Ben Tsai

Tip: Kill TSVNCache.exe to speed up Visual Studio startup times

When Visual Studio 2005 took over 3 minutes to start up, I figured that was just the price to pay for using a feature-filled/bloated IDE. After all, our working copy has some 20,000 files, and I’m running ViEmu and Resharper add-ins. And I was willing to pay that price - I just had to “plan” my water/coffee breaks around when I wanted to start and stop Visual Studio.

Well, my boss decided to investigate, and eventually determined that the culprit was the TSVNCache.exe process. TortoiseSVN runs this program in the background to keep all of your nice icon overlays up to date. It’s no secret that this process is a memory and disk I/O hog. I had already upgraded to the newest version, which claimed to make performance improvements. One strategy is to limit the folders it watches. Another is to lower its priority. Even with these tweaks, it was still taking Visual Studio a long time to startup and exit.
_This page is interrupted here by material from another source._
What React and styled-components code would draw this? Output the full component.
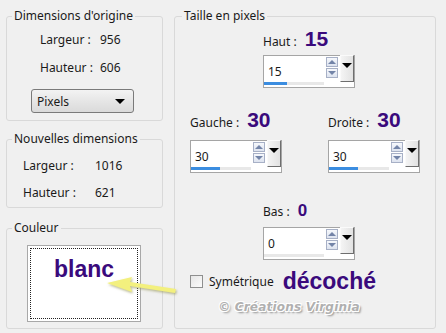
import React from "react";
import styled, { createGlobalStyle } from "styled-components";

const Global = createGlobalStyle`
  html, body {
    margin: 0;
    padding: 0;
    background: #f0f0f0;
  }
  body {
    font-family: "Noto Sans", "Open Sans", sans-serif;
    font-size: 12px;
    color: #1a1a1a;
  }
`

const Page = styled.div`
  position: relative;
  width: 446px;
  height: 333px;
  box-sizing: border-box;
  padding: 8px 10px 0 6px;
  display: flex;
  gap: 11px;
  overflow: hidden;
`

const Column = styled.div`
  display: flex;
  flex-direction: column;
  width: 157px;
`

const Group = styled.fieldset`
  margin: 0 0 ${props => props.bas || 0}px 0;
  padding: 0;
  box-sizing: border-box;
  width: ${props => props.largura}px;
  height: ${props => props.altura}px;
  border: 1px solid #d9d9d9;
  border-radius: 3px;
  display: flex;
  flex-direction: column;
`

const Legende = styled.legend`
  margin-left: ${props => props.decalage || 5}px;
  padding: 0 2px;
  line-height: 16px;
  font-size: 12px;
`

const Valeurs = styled.div`
  display: grid;
  grid-template-columns: ${props => props.colonnes};
  row-gap: ${props => props.ecart}px;
  margin: ${props => props.haut}px 0 0 ${props => props.gauche}px;
  line-height: 16px;
`

const Select = styled.div`
  margin: 13px 0 0 24px;
  width: 103px;
  height: 24px;
  box-sizing: border-box;
  border: 1px solid #7a7a7a;
  border-radius: 3px;
  background: linear-gradient(#f3f3f3, #e6e6e6 50%, #dadada);
  display: flex;
  align-items: center;
  justify-content: space-between;
  padding: 0 8px 0 5px;
`

const Triangle = styled.span`
  width: 0;
  height: 0;
  border-left: ${props => props.taille}px solid transparent;
  border-right: ${props => props.taille}px solid transparent;
  border-top: ${props => props.taille}px solid ${props => props.couleur || "#000"};
`

const Apercu = styled.div`
  margin: 9px 0 0 20px;
  width: 114px;
  height: 77px;
  box-sizing: border-box;
  border: 1px solid #a8a8a8;
  background: #fff;
  padding: 2px;
`

const Pointille = styled.div`
  height: 100%;
  box-sizing: border-box;
  border: 1px dotted #222;
  display: flex;
  justify-content: center;
`

const Gros = styled.span`
  font-family: "Liberation Sans", Arial, sans-serif;
  font-weight: bold;
  font-size: ${props => props.taille}px;
  color: #3a0a7c;
  line-height: 1;
`

const Ligne = styled.div`
  display: flex;
  justify-content: ${props => props.justifie || "center"};
  padding: 0 ${props => props.cote || 0}px;
  margin-top: ${props => props.haut || 0}px;
`

const Champ = styled.div`
  display: flex;
  flex-direction: column;
  align-items: flex-start;
  margin-left: ${props => props.decale || 0}px;
`

const Etiquette = styled.div`
  display: flex;
  align-items: baseline;
  gap: 8px;
  height: 24px;
  margin-bottom: ${props => props.ecart}px;
  white-space: nowrap;
`

const Spin = styled.div`
  display: flex;
  align-items: flex-start;
  width: 92px;
  height: 33px;
  box-sizing: border-box;
  border: 1px solid #a5a5a5;
  background: #fff;
`

const Saisie = styled.div`
  flex: 1;
  display: flex;
  flex-direction: column;
  padding-top: 8px;
`

const Nombre = styled.div`
  line-height: 16px;
  padding-left: 4px;
`

const Piste = styled.div`
  margin-top: 2px;
  height: 3px;
  background: #e8e8e8;
`

const Barre = styled.div`
  height: 3px;
  background: #3b8de0;
`

const Fleches = styled.div`
  display: flex;
  flex-direction: column;
  gap: 1px;
  margin: 1px 2px 0 2px;
`

const PetitBouton = styled.div`
  width: 12px;
  height: 10px;
  box-sizing: border-box;
  border: 1px solid #a7b0c6;
  background: linear-gradient(#f6f8fc, #dde3ef);
  display: flex;
  align-items: center;
  justify-content: center;
`

const TriangleHaut = styled.span`
  width: 0;
  height: 0;
  border-left: 4px solid transparent;
  border-right: 4px solid transparent;
  border-bottom: 4px solid #7384a8;
`

const BoutonMenu = styled.div`
  width: 14px;
  height: 27px;
  box-sizing: border-box;
  margin-top: -1px;
  border-top: 1px solid #fafafa;
  border-left: 1px solid #fafafa;
  border-right: 1px solid #6e6e6e;
  border-bottom: 1px solid #6e6e6e;
  background: linear-gradient(90deg, #f4f4f4, #e2e2e2);
  display: flex;
  justify-content: center;
  padding-top: 7px;
`

const Case = styled.div`
  width: 13px;
  height: 13px;
  box-sizing: border-box;
  border: 1px solid #8e8f8f;
  background: linear-gradient(135deg, #e6e6e6, #fbfbfb);
`

const LigneCase = styled.div`
  display: flex;
  align-items: center;
  gap: 6px;
  margin: 10px 0 0 15px;
`

const Signature = styled.div`
  align-self: center;
  margin: 7px 0 0 -32px;
  font-family: "DejaVu Sans", sans-serif;
  font-weight: bold;
  font-style: italic;
  font-size: 12px;
  letter-spacing: 0.2px;
  color: #b0b0b0;
  text-shadow: 1px 1px 0 #fff, -1px -1px 0 #fff, 1px -1px 0 #fff, -1px 1px 0 #fff, 2px 2px 2px #8a8a8a;
`

const Fleche = styled.svg`
  position: absolute;
  left: 100px;
  top: 272px;
  overflow: visible;
`

const SpinBox = ({ valeur, barre }) => (
  <Spin>
    <Saisie>
      <Nombre>{valeur}</Nombre>
      <Piste>
        <Barre style={{ width: barre }} />
      </Piste>
    </Saisie>
    <Fleches>
      <PetitBouton><TriangleHaut /></PetitBouton>
      <PetitBouton><Triangle taille={4} couleur="#7384a8" /></PetitBouton>
    </Fleches>
    <BoutonMenu><Triangle taille={5} /></BoutonMenu>
  </Spin>
)

const ChampMarge = ({ nom, valeur, taille, ecart, barre, decale }) => (
  <Champ decale={decale}>
    <Etiquette ecart={ecart}>
      <span>{nom} :</span>
      <Gros taille={taille}>{valeur}</Gros>
    </Etiquette>
    <SpinBox valeur={valeur} barre={barre} />
  </Champ>
)

export default function App() {
  return (
    <>
      <Global />
      <Page>
        <Column>
          <Group largura={157} altura={113} bas={10}>
            <Legende>Dimensions d'origine</Legende>
            <Valeurs colonnes="60px auto" ecart={12} haut={8} gauche={33}>
              <span>Largeur :</span><span>956</span>
              <span>Hauteur :</span><span>606</span>
            </Valeurs>
            <Select>
              <span>Pixels</span>
              <Triangle taille={5} />
            </Select>
          </Group>
          <Group largura={157} altura={77} bas={12}>
            <Legende>Nouvelles dimensions</Legende>
            <Valeurs colonnes="72px auto" ecart={11} haut={11} gauche={16}>
              <span>Largeur :</span><span>1016</span>
              <span>Hauteur :</span><span>621</span>
            </Valeurs>
          </Group>
          <Group largura={157} altura={109}>
            <Legende>Couleur</Legende>
            <Apercu>
              <Pointille>
                <Gros taille={23} style={{ marginTop: 9 }}>blanc</Gros>
              </Pointille>
            </Apercu>
          </Group>
        </Column>

        <Group largura={263} altura={321}>
          <Legende decalage={7}>Taille en pixels</Legende>
          <Ligne haut={4}>
            <ChampMarge nom="Haut" valeur="15" taille={21} ecart={3} barre={23} decale={8} />
          </Ligne>
          <Ligne haut={21} justifie="space-between" cote={15}>
            <ChampMarge nom="Gauche" valeur="30" taille={21} ecart={7} barre={29} />
            <ChampMarge nom="Droite" valeur="30" taille={21} ecart={7} barre={29} />
          </Ligne>
          <Ligne haut={29}>
            <ChampMarge nom="Bas" valeur="0" taille={17} ecart={1} barre={0} decale={8} />
          </Ligne>
          <LigneCase>
            <Case />
            <span>Symétrique</span>
            <Gros taille={23} style={{ marginLeft: 3 }}>décoché</Gros>
          </LigneCase>
          <Signature>© Créations Virginia</Signature>
        </Group>

        <Fleche width="80" height="28" viewBox="0 0 80 28">
          <defs>
            <filter id="ombre" x="-20%" y="-50%" width="140%" height="200%">
              <feDropShadow dx="1" dy="1.5" stdDeviation="1" floodColor="#9a9a60" floodOpacity="0.7" />
            </filter>
          </defs>
          <polygon
            points="7,11 32,5 30,10 76,17 75,21 30,14 32,20"
            fill="#f3f07e"
            filter="url(#ombre)"
          />
        </Fleche>
      </Page>
    </>
  );
}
Finally, we looked at the TortoiseSVN settings and saw that we could essentially disable TSVNCache.exe from running at all. This was under

TortoiseSVN > Settings > Icon Overlays > Status cache

There are two options that will kill TSVNCache:

  1. Shell
  2. None

I decided to go with “Shell” since it still gives you real-time status. The disadvantage is that status is not recursive, so folders containing modified files will not show the modified overlay.

The results after disabling TSVNCache.exe were astounding. It only takes a minute for Visual Studio and all of my add-ins to load, and less than 5 seconds for it to shutdown!